→ Request
Below are the records; collect from them each line containing the string "this".

→ Source records
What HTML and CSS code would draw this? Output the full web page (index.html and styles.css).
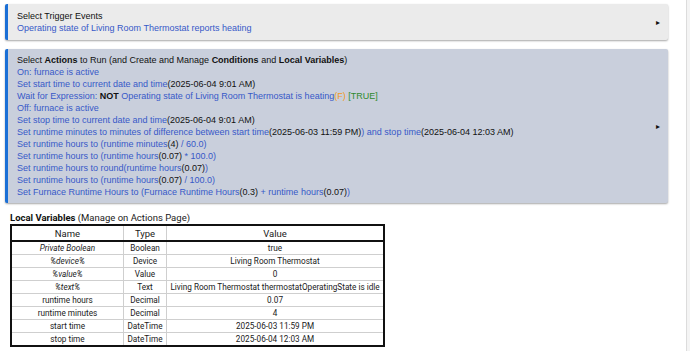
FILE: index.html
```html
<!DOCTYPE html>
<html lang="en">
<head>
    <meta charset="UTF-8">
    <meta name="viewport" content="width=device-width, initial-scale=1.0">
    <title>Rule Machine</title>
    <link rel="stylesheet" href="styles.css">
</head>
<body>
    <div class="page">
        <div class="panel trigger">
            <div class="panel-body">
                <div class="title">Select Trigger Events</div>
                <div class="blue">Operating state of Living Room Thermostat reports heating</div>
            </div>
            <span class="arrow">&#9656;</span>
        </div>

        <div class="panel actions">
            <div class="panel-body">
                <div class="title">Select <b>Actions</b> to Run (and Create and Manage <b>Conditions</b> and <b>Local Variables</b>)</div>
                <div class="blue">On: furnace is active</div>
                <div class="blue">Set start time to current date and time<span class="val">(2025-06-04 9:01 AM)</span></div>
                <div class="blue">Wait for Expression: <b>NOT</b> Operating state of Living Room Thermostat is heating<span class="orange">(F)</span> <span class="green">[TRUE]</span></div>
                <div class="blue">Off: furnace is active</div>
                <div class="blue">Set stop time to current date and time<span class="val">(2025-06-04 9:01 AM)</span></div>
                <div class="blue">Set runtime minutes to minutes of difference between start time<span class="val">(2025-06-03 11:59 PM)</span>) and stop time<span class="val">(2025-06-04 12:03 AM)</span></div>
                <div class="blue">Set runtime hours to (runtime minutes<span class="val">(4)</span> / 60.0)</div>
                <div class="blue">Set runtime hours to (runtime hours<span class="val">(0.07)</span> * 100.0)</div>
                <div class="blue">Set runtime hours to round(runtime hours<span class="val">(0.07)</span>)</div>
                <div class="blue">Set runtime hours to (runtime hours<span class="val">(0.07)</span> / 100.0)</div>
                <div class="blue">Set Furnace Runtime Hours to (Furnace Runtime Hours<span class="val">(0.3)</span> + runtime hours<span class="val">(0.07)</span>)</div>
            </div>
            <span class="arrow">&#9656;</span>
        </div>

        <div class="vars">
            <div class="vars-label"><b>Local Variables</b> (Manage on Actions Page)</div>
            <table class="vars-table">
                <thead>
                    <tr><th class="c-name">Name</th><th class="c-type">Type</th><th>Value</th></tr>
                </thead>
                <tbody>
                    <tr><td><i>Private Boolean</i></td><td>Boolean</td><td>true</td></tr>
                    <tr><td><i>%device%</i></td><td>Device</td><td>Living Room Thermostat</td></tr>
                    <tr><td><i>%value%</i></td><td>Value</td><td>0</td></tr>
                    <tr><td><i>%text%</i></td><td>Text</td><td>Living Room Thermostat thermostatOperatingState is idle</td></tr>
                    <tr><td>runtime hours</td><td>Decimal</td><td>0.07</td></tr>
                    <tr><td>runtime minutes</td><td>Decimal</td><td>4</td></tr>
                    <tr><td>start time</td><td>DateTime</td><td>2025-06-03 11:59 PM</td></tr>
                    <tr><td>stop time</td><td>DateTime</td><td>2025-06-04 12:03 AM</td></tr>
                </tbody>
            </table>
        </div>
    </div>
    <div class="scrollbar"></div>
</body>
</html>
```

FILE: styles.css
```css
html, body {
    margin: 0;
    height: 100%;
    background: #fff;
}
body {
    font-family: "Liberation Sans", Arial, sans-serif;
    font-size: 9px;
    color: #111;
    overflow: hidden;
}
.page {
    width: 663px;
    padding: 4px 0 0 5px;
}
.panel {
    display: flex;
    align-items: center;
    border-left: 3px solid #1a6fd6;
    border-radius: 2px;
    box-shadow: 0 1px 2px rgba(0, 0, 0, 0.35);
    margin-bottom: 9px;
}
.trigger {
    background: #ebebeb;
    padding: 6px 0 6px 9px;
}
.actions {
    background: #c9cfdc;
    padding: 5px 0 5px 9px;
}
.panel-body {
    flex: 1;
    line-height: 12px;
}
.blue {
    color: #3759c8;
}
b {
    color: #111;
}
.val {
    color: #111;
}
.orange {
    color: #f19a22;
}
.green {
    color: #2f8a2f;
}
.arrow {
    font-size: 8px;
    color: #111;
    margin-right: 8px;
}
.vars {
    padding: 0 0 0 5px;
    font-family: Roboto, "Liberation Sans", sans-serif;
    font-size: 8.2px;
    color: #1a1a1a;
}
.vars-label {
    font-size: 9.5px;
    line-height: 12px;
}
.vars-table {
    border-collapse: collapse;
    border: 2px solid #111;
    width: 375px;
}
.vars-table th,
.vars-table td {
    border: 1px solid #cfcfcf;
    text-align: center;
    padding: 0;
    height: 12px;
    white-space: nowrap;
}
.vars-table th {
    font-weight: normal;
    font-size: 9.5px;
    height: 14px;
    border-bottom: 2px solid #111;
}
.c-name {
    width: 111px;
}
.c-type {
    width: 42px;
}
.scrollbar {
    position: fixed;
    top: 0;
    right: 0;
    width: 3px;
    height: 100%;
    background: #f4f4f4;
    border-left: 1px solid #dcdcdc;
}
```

* * *

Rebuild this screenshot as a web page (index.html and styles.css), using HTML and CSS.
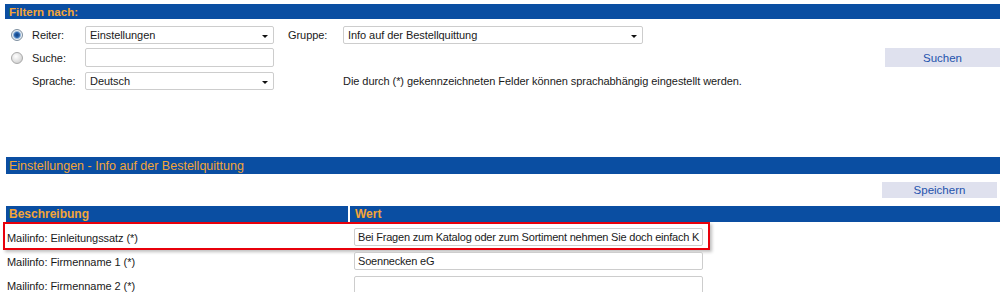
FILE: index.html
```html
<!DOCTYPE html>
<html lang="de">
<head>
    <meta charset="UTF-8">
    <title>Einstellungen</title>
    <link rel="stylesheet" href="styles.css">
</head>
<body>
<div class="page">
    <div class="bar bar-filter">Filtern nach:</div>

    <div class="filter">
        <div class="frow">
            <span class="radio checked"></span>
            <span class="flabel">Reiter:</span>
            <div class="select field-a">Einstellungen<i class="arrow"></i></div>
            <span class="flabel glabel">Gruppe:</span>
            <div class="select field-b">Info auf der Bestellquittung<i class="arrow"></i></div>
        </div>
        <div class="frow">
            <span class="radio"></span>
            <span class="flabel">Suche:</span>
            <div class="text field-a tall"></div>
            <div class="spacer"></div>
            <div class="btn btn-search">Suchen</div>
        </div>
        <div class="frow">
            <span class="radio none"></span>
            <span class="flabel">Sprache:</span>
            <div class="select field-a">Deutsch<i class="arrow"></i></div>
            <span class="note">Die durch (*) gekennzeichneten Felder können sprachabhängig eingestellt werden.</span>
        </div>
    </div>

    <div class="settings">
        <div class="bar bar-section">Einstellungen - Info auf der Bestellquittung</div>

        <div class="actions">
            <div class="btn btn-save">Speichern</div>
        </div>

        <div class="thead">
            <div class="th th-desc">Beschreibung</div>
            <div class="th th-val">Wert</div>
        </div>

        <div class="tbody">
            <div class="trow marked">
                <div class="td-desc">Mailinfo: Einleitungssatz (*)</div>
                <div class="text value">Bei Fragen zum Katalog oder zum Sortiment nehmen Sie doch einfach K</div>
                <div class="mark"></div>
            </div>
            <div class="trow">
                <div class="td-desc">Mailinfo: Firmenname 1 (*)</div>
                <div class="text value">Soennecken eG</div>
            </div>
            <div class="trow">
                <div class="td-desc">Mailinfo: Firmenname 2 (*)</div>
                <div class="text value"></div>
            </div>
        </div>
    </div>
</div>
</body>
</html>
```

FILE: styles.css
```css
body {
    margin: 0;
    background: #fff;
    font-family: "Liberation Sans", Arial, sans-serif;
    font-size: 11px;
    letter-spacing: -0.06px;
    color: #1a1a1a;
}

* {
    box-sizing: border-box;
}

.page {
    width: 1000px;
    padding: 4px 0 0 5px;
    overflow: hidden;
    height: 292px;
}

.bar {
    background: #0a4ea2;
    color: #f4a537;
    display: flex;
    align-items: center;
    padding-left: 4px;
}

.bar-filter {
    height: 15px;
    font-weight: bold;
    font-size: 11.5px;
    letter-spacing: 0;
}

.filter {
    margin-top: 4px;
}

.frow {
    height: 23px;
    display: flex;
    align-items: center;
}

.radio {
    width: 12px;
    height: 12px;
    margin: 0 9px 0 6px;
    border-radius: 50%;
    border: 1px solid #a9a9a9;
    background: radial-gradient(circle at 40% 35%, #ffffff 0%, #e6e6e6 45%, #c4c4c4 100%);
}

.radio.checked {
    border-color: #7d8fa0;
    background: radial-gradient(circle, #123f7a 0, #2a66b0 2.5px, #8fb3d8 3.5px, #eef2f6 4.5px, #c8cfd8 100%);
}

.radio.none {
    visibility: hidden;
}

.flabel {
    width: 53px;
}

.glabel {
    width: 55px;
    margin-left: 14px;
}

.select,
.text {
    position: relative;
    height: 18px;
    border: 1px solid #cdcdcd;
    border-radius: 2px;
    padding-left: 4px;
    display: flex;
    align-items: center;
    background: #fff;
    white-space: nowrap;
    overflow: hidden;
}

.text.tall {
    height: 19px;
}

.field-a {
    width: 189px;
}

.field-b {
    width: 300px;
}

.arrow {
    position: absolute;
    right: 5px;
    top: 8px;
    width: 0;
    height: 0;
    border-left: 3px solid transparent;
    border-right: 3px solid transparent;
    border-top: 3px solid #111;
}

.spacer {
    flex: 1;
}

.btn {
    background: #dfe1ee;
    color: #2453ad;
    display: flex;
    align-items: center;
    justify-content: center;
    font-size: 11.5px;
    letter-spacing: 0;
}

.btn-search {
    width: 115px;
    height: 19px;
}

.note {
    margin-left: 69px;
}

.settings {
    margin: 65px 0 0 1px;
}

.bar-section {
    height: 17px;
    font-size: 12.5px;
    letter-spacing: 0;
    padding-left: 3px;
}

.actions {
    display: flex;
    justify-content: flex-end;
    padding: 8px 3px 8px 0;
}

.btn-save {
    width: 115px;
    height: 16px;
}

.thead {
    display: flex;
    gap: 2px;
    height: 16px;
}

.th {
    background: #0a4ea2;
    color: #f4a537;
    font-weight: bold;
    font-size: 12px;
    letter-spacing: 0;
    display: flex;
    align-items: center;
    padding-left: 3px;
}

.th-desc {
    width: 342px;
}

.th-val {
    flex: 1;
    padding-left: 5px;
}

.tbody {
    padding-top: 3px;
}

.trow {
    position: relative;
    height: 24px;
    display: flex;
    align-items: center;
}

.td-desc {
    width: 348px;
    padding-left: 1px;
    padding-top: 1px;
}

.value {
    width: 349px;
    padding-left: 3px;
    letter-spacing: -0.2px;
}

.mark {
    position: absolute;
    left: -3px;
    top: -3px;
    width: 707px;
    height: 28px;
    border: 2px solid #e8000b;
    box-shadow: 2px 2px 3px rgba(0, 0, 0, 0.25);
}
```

→ Complete answer
What HTML and CSS code would draw this? Output the full web page (index.html and styles.css).
Rebuild this screenshot as a web page (index.html and styles.css), using HTML and CSS.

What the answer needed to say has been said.